══ SUPPLIED ENTRIES ══

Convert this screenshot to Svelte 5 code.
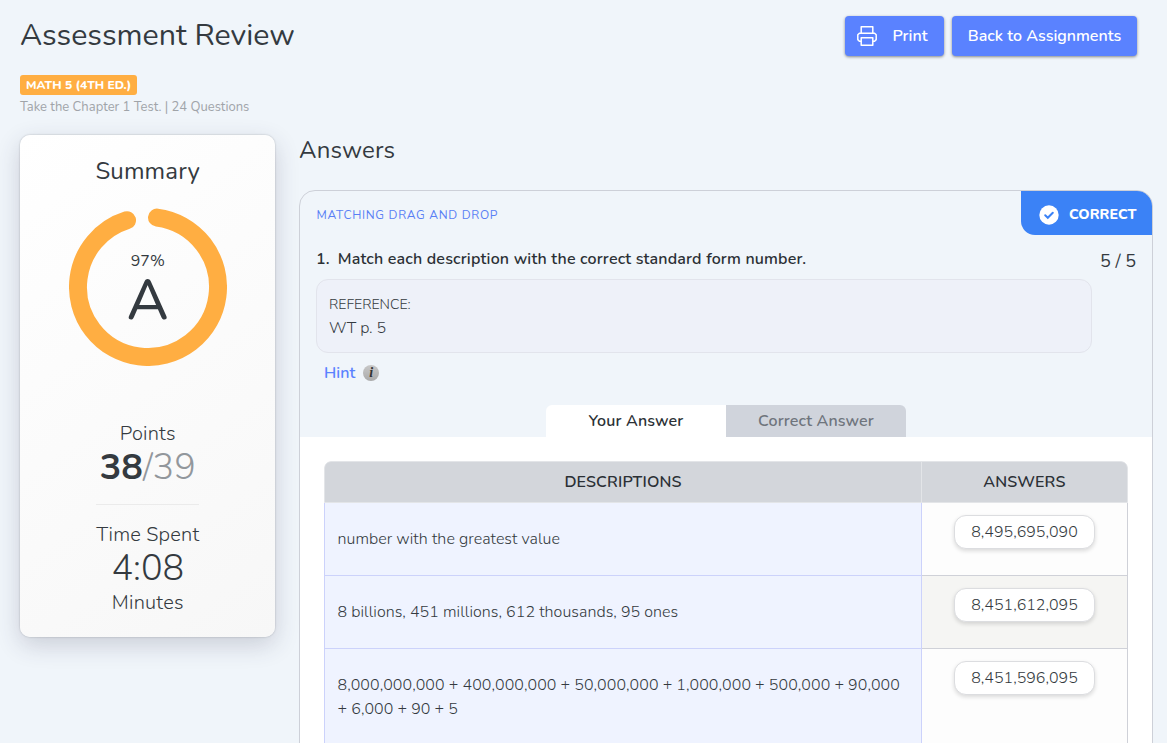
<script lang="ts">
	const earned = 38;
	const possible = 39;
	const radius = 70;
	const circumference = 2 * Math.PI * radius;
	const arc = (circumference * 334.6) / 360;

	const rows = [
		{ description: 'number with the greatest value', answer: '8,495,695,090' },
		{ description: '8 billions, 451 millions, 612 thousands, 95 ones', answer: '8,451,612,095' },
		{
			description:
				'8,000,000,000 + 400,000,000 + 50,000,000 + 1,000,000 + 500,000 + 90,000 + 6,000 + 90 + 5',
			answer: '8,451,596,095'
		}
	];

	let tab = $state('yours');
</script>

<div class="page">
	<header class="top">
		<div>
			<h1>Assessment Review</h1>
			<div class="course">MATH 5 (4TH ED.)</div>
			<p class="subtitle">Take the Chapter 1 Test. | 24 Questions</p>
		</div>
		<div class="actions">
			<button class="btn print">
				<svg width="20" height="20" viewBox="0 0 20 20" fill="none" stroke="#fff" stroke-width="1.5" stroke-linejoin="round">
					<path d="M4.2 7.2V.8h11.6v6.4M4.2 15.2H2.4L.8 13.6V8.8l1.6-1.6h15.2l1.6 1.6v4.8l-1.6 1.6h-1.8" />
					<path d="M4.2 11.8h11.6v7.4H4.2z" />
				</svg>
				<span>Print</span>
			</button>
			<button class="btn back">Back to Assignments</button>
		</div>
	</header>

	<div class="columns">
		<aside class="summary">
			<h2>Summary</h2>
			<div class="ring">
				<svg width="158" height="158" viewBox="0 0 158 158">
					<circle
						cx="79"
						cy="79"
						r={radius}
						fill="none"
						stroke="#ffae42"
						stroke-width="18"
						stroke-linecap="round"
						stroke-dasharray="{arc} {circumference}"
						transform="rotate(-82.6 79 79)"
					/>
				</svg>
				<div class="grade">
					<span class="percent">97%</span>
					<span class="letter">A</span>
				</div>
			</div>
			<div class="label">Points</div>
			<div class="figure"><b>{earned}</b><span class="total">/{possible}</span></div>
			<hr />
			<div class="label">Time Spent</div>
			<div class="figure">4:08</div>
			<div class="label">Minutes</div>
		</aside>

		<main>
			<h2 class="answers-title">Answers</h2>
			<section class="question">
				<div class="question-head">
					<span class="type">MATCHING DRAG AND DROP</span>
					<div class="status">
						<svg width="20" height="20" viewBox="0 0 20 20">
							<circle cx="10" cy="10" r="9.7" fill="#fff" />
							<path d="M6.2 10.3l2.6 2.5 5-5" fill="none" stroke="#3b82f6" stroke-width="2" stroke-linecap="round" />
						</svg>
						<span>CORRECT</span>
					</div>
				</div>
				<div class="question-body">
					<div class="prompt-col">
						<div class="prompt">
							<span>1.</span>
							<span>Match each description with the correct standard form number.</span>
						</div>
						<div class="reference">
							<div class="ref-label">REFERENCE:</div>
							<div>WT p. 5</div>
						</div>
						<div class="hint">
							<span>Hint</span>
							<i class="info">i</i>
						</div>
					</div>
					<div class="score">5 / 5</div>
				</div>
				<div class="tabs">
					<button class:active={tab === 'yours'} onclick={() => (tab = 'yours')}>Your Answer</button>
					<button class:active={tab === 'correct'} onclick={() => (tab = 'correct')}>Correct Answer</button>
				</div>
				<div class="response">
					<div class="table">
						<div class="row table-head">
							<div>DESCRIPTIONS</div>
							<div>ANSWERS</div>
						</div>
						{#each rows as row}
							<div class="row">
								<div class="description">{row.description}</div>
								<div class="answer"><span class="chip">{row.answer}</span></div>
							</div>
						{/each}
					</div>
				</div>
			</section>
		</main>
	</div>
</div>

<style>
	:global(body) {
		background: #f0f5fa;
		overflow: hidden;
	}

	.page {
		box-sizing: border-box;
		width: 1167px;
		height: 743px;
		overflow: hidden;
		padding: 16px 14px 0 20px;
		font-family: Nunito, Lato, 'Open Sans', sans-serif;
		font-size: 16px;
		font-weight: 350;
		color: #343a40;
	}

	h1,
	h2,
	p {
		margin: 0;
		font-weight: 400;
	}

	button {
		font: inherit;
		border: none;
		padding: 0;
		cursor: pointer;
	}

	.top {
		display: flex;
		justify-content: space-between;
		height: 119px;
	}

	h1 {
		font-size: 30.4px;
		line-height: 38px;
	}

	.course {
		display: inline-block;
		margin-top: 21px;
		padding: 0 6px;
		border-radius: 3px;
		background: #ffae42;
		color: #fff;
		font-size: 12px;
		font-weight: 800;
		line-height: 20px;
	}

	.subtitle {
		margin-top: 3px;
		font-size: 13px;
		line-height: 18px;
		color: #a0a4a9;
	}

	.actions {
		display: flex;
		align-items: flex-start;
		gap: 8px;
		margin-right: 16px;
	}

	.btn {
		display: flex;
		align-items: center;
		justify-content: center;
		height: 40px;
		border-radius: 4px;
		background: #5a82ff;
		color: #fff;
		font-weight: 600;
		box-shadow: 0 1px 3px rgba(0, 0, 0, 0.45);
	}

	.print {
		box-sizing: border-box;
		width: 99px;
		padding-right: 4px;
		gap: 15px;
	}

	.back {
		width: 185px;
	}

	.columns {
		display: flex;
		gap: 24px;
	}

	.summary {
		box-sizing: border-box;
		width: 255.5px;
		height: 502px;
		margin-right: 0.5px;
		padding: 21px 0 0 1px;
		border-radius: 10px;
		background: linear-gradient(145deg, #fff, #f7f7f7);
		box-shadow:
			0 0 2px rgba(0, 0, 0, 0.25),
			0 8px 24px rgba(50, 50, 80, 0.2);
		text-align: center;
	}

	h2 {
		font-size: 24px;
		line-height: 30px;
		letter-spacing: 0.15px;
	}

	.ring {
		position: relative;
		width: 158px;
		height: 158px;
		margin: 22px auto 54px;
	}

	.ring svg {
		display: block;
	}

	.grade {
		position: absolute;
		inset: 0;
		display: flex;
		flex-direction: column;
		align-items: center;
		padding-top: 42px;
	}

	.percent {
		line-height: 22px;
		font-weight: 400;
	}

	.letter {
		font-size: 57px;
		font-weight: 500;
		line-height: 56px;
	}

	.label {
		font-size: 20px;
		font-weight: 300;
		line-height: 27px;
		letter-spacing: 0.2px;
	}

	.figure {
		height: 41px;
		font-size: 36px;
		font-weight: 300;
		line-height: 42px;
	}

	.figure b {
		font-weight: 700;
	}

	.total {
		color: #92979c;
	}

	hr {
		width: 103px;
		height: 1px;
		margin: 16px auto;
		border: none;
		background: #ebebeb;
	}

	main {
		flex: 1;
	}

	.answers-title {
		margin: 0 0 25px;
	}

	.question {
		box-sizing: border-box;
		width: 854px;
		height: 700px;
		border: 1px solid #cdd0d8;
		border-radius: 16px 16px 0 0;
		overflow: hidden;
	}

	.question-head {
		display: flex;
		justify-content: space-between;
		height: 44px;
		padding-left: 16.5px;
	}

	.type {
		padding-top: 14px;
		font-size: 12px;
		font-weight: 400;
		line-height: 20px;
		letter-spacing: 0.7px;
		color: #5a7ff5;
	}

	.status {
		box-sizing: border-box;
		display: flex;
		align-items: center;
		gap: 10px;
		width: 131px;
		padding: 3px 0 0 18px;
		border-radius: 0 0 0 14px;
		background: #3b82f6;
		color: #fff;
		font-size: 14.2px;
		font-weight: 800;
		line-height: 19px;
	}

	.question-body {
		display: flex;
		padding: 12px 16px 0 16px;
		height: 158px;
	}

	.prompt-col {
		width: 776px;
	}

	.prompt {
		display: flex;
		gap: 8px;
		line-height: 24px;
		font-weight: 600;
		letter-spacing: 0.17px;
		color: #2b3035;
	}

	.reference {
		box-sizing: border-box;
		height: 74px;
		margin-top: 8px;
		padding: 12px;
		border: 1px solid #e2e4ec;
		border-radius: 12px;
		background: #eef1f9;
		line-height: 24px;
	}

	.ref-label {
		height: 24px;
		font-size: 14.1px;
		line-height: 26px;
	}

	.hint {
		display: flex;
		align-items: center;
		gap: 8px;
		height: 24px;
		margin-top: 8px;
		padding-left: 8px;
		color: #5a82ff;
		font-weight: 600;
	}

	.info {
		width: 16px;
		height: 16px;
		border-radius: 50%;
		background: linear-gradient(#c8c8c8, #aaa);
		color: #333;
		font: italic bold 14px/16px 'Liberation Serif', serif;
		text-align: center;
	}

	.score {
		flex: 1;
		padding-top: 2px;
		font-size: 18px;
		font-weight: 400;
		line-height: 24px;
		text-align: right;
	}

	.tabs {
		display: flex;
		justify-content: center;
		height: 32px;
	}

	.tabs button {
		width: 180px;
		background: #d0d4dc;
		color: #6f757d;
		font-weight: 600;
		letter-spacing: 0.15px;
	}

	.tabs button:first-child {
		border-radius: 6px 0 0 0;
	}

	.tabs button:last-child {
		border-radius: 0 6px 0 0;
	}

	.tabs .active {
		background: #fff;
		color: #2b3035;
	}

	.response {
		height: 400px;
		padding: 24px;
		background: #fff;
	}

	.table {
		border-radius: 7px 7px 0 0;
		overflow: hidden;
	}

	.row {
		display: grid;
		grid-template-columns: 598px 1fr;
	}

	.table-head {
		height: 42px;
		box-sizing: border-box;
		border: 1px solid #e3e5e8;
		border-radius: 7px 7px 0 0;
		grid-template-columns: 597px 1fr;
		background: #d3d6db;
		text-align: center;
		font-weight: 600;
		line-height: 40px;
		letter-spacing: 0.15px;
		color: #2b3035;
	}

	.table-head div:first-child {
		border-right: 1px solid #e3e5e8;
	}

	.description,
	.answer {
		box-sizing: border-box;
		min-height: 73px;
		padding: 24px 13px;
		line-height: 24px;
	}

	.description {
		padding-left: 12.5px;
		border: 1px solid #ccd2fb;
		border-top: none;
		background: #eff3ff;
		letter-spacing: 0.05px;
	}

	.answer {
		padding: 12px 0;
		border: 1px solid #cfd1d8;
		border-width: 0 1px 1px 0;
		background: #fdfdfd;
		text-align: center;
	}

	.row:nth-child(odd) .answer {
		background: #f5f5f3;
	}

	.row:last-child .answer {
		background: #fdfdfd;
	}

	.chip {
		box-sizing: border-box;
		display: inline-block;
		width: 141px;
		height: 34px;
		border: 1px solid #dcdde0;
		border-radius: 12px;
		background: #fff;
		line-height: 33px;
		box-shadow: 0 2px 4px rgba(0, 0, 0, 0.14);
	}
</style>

═══
══ SUPPLIED ENTRIES ══

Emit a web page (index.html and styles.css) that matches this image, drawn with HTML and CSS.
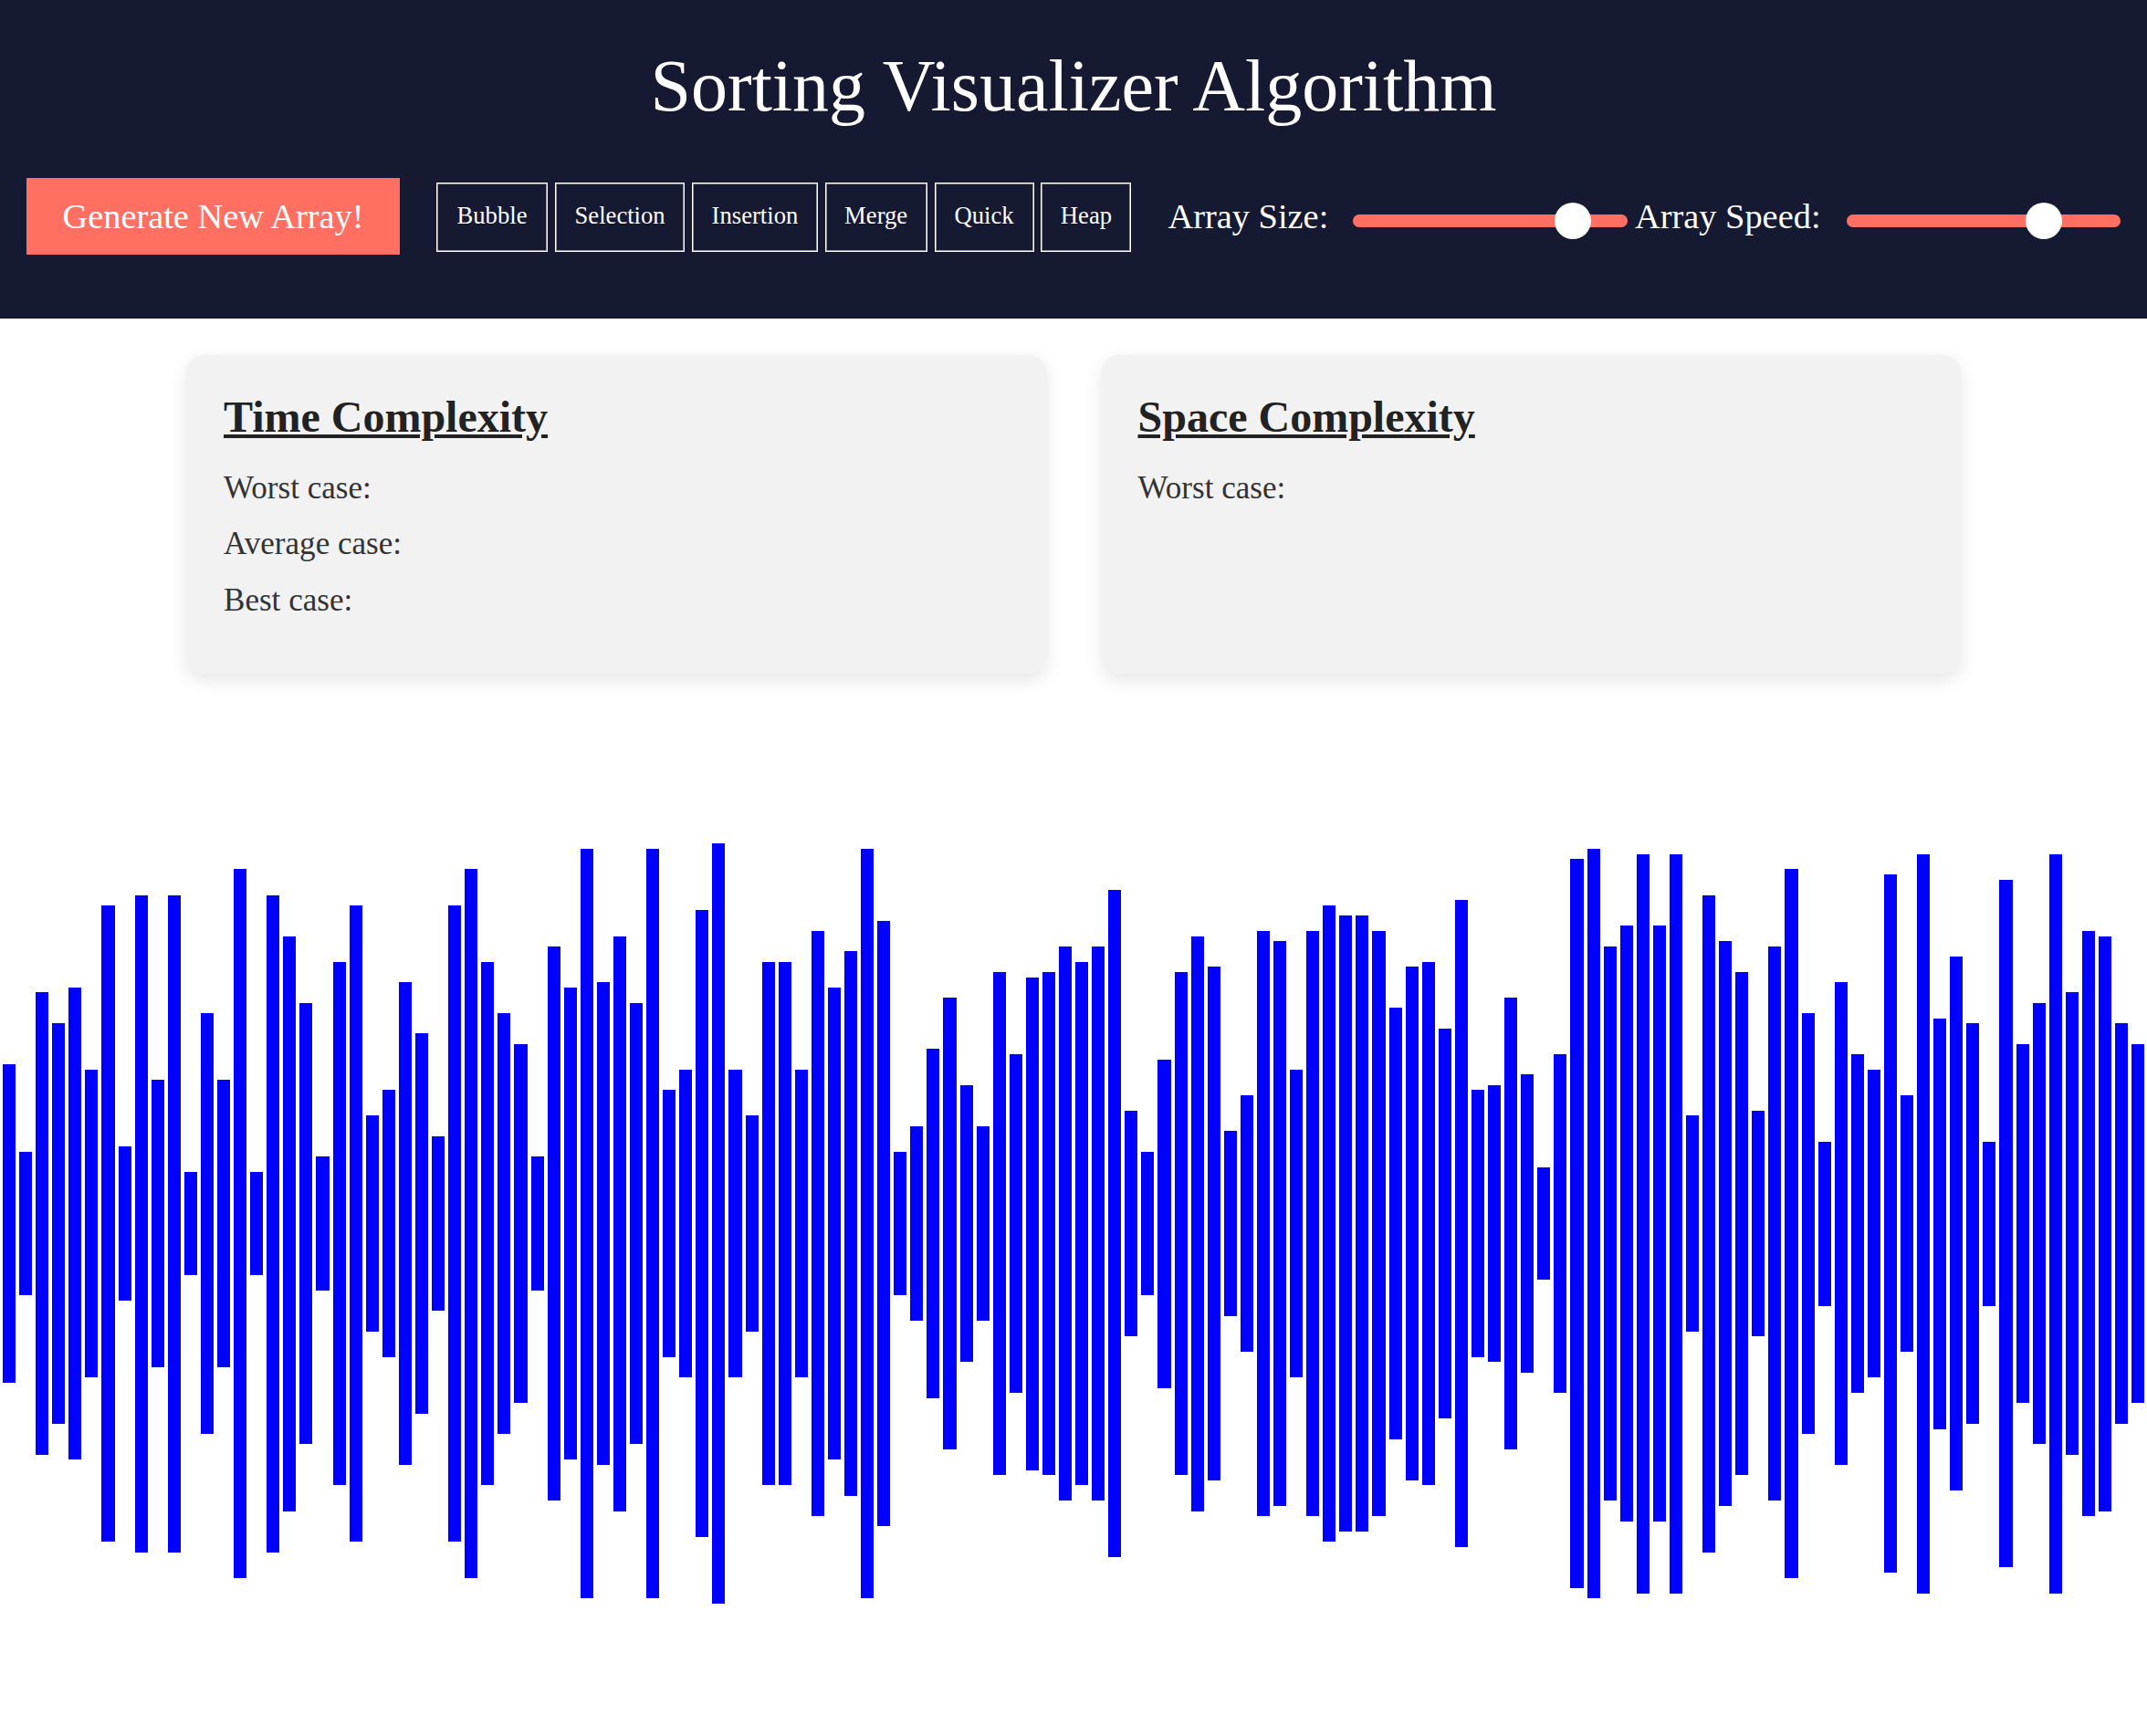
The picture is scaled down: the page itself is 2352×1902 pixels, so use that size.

═══

_WHAT IS BEING ASKED_
Above are some records; quote exactly and only the lines that begin at the line containing "Convert this screenshot to Svelte 5 code." and stop after the line containing "const arc = (circumference * 334.6) / 360;", leaving out the pictures.

_RESPONSE TO THIS TASK_
Convert this screenshot to Svelte 5 code.
<script lang="ts">
	const earned = 38;
	const possible = 39;
	const radius = 70;
	const circumference = 2 * Math.PI * radius;
	const arc = (circumference * 334.6) / 360;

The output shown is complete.